Copy out every line containing the word "with".

━━━━━━━━━━

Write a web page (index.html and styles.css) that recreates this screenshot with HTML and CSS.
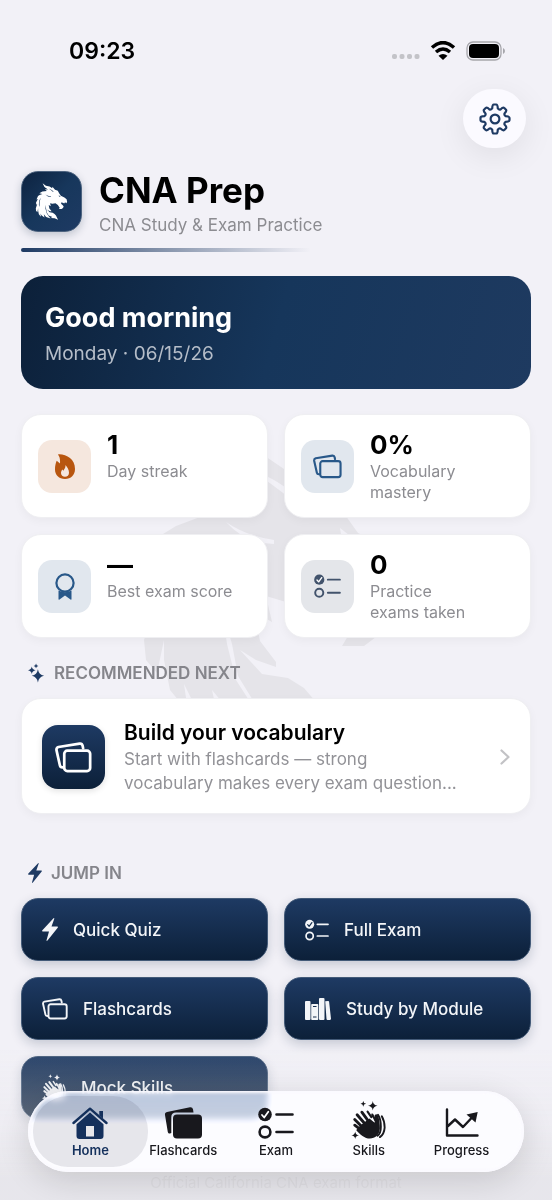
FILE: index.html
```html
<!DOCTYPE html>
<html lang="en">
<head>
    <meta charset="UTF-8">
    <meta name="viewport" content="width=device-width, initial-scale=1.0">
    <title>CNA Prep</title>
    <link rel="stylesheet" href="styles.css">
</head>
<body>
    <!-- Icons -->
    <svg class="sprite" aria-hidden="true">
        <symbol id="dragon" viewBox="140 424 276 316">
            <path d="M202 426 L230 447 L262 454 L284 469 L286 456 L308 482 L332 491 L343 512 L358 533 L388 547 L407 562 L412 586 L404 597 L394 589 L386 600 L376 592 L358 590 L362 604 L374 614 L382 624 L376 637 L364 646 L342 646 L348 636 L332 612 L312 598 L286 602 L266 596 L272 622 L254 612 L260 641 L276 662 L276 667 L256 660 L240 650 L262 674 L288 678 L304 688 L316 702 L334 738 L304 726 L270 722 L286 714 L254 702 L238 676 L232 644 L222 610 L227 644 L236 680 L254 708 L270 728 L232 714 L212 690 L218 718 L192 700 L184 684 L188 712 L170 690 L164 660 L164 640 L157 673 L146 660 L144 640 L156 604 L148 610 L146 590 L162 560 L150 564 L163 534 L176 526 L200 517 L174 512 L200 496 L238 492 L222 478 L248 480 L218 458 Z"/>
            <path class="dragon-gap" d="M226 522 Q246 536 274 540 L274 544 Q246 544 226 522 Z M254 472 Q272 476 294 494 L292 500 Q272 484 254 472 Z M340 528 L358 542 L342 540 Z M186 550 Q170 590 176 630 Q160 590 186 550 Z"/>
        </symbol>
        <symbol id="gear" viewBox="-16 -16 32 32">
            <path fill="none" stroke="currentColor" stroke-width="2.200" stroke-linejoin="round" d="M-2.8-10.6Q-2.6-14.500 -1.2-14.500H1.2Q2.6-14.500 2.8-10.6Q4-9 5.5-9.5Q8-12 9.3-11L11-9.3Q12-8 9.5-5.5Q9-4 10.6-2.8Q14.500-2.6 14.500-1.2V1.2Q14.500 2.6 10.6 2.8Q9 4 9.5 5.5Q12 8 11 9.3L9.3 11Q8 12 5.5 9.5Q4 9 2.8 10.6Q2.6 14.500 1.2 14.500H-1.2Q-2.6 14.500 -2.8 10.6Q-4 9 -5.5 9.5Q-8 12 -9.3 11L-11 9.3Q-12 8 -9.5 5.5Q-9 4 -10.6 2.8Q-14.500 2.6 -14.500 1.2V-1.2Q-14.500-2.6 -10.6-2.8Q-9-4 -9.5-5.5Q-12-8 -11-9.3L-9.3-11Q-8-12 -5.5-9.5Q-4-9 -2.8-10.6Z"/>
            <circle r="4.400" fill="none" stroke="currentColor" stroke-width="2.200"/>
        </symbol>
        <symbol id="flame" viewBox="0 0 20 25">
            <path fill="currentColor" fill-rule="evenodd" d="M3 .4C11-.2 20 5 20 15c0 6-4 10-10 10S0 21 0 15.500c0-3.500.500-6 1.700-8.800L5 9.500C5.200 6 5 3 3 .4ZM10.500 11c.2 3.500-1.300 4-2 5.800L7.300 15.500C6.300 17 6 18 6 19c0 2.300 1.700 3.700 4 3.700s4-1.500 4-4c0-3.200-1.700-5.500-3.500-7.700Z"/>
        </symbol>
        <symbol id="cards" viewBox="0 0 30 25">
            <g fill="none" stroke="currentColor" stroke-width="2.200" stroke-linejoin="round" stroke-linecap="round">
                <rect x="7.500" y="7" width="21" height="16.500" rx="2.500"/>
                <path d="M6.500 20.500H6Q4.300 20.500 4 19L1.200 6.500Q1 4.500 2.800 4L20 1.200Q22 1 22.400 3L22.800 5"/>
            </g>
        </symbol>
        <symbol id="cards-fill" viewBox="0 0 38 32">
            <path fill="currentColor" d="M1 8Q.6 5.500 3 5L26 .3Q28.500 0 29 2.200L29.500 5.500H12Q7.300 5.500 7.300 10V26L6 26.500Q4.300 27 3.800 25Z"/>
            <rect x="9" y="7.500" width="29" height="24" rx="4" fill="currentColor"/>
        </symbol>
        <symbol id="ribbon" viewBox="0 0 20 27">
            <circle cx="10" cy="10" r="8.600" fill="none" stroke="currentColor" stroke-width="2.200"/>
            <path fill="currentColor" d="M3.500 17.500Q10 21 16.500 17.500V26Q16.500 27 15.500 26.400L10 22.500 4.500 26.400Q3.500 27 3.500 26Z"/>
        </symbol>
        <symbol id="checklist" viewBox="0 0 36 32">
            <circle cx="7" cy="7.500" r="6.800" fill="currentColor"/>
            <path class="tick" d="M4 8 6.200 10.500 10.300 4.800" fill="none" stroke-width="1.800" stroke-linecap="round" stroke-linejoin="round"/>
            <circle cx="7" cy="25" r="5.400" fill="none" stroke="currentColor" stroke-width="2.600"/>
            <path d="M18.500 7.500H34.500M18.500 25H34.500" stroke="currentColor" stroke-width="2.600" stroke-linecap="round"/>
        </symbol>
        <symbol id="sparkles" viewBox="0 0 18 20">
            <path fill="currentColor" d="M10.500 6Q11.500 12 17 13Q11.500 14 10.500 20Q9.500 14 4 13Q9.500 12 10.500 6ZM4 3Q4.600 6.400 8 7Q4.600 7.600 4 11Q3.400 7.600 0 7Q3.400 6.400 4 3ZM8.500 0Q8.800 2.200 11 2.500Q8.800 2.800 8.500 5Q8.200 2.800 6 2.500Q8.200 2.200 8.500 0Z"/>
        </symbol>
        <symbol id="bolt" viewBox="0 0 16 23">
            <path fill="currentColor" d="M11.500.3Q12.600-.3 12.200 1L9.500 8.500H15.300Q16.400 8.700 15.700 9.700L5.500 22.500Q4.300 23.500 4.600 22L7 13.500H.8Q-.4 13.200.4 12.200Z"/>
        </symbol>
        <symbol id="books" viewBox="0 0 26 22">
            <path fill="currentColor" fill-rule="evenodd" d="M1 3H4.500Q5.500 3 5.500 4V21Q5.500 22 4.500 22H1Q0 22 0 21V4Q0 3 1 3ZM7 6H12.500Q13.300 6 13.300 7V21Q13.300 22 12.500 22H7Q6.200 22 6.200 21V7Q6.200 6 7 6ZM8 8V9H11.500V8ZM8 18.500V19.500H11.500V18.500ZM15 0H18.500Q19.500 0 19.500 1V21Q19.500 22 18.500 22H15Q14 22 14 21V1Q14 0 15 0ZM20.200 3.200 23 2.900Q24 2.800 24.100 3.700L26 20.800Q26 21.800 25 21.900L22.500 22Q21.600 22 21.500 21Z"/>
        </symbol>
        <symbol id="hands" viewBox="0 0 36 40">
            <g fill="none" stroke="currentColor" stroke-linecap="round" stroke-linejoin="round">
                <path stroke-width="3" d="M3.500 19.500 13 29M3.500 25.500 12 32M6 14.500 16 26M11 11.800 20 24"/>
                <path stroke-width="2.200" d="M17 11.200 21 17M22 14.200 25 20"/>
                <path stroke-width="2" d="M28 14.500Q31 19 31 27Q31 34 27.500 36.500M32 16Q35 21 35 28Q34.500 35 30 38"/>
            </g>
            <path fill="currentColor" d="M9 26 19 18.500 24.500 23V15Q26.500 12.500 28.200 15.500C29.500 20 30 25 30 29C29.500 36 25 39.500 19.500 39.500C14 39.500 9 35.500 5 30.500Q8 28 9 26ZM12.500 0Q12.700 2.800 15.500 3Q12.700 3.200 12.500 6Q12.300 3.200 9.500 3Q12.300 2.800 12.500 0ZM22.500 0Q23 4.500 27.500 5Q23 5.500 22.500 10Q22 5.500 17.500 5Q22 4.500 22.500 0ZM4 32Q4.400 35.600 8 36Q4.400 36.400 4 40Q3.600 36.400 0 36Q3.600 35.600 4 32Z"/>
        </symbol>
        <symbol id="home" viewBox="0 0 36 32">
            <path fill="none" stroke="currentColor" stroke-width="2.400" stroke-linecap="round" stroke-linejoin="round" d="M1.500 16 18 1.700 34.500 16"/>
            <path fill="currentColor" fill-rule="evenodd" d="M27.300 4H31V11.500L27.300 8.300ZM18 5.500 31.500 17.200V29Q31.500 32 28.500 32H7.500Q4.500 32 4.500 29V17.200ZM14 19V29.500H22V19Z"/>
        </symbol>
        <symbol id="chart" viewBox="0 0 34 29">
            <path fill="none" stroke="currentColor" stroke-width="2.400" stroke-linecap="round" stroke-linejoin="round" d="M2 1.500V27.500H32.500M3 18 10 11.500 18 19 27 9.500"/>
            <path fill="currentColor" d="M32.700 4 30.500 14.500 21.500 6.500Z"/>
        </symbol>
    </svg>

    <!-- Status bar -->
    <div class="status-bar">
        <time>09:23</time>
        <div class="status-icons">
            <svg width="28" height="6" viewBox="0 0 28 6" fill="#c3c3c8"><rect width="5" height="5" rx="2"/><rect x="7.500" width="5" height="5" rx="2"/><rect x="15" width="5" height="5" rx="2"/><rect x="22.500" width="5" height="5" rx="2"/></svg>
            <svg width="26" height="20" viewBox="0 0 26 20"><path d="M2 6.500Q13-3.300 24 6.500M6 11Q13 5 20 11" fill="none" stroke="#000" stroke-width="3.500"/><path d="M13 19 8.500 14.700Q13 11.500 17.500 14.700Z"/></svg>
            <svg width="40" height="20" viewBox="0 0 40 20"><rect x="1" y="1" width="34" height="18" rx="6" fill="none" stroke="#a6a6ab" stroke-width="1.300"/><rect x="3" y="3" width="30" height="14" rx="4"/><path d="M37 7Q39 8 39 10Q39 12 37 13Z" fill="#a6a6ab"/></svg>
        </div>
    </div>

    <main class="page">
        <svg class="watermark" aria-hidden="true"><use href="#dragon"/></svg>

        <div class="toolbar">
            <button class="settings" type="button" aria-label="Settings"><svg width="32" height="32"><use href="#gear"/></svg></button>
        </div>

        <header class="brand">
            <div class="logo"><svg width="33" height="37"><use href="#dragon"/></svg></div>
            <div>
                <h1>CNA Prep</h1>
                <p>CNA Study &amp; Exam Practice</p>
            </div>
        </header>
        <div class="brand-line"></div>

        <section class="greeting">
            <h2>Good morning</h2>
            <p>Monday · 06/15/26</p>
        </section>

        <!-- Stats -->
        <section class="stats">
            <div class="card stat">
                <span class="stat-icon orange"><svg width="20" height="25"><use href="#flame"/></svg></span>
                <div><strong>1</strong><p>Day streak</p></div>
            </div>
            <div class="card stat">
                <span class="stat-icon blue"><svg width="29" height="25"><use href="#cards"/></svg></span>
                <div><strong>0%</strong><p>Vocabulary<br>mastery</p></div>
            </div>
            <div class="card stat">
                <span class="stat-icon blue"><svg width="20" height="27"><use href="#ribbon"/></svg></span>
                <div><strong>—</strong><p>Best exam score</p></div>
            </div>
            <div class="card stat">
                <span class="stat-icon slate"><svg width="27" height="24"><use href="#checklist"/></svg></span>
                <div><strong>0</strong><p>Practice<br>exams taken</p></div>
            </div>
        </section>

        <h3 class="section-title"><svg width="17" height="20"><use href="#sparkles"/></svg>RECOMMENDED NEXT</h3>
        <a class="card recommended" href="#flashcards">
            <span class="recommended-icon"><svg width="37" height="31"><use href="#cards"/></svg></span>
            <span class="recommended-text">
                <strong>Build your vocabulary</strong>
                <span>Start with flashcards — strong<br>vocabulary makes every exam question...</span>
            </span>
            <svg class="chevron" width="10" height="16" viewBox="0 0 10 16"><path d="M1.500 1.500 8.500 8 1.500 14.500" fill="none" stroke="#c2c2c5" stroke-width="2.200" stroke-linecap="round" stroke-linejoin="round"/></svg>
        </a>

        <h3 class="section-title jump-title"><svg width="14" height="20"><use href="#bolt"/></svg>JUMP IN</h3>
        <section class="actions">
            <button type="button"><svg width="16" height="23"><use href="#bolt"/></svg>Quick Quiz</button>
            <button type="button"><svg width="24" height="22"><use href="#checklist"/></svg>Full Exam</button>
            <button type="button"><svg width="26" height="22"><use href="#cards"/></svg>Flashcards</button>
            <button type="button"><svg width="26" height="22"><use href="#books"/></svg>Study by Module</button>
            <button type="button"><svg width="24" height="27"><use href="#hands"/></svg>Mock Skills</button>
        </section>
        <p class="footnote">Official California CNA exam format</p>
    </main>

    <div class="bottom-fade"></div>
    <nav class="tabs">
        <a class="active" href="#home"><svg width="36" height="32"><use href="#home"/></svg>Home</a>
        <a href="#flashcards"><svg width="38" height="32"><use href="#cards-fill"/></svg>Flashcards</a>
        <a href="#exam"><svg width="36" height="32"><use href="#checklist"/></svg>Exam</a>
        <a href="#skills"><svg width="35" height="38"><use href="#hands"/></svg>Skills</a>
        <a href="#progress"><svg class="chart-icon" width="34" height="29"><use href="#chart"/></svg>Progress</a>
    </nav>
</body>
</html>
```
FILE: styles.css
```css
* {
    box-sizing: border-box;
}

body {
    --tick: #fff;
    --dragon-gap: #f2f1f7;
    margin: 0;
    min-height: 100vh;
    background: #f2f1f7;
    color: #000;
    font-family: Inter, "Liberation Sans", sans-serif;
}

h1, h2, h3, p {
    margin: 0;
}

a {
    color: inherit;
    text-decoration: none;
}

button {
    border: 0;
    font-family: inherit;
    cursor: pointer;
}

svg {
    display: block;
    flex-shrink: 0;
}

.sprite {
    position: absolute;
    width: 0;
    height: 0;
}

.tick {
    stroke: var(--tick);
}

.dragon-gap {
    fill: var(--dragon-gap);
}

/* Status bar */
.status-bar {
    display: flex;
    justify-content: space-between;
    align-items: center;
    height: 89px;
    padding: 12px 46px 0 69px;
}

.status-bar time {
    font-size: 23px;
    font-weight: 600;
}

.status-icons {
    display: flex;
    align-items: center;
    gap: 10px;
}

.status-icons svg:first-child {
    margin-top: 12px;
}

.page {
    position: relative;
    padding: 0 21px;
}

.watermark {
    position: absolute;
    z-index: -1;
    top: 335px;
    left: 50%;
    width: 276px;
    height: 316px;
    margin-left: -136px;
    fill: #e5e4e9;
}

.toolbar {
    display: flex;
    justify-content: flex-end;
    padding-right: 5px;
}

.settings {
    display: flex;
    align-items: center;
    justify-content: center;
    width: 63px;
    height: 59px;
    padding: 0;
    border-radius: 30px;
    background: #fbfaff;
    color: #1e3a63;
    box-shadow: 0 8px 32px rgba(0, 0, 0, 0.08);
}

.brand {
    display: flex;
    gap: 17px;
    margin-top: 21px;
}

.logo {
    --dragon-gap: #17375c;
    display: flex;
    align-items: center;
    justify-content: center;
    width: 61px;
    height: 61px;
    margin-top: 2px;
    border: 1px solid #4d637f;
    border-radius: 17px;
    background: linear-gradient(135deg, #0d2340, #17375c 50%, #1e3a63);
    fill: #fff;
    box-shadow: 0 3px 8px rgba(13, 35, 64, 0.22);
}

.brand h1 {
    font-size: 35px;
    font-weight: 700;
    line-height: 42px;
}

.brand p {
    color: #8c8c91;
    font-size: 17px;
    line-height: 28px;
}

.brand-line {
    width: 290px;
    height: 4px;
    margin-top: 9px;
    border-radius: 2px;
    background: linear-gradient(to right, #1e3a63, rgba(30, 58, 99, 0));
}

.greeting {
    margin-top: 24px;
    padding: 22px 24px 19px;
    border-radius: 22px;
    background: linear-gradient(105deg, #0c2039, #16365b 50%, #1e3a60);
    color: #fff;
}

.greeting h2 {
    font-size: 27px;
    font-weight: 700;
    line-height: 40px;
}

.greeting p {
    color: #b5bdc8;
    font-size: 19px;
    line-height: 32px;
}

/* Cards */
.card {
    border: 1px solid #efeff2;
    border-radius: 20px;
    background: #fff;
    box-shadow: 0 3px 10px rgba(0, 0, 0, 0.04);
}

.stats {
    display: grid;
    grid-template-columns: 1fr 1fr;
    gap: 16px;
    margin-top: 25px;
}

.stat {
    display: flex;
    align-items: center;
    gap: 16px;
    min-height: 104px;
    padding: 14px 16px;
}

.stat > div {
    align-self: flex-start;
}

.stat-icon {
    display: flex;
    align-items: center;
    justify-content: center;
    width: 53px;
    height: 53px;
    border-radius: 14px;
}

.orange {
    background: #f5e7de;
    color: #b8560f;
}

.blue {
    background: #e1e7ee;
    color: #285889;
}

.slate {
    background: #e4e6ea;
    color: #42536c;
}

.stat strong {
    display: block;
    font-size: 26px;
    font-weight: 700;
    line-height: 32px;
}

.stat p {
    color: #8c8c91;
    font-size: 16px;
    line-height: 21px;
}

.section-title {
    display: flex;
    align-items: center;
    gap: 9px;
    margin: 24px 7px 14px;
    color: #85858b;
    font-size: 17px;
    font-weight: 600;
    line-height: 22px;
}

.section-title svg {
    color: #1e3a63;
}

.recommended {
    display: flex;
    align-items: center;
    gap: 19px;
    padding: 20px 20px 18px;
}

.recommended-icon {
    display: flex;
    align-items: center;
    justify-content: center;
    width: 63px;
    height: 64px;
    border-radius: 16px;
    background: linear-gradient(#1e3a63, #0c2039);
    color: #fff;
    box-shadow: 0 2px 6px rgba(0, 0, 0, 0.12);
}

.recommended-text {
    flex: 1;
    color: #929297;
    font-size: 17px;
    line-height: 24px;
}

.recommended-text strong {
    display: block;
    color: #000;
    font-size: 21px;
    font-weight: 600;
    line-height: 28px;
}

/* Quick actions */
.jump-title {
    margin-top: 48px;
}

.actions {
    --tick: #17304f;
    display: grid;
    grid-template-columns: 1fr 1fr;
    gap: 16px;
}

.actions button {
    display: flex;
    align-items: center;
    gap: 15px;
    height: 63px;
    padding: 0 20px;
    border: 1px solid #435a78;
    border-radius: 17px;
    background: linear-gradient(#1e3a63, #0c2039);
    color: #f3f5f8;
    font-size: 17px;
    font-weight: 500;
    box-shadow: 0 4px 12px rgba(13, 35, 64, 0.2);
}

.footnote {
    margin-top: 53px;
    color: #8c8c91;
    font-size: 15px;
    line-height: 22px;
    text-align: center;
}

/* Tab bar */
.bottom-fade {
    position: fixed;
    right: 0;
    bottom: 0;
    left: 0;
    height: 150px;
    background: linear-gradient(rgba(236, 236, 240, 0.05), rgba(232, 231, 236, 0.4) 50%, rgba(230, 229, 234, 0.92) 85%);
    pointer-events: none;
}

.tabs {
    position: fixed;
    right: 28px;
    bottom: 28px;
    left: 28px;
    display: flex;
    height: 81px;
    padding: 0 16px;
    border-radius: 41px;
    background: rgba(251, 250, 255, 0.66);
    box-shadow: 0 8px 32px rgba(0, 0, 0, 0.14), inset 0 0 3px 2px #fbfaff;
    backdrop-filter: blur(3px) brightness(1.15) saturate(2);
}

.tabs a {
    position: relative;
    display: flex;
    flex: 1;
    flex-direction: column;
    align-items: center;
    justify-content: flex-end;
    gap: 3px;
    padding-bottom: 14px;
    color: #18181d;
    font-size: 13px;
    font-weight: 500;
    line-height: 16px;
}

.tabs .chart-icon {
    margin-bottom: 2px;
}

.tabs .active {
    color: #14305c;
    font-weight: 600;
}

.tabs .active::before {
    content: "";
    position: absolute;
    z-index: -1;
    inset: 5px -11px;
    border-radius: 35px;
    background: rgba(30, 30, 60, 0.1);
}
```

━━━━━━━━━━

* **FULL SOLUTION**:
Write a web page (index.html and styles.css) that recreates this screenshot with HTML and CSS.
                <span>Start with flashcards — strong<br>vocabulary makes every exam question...</span>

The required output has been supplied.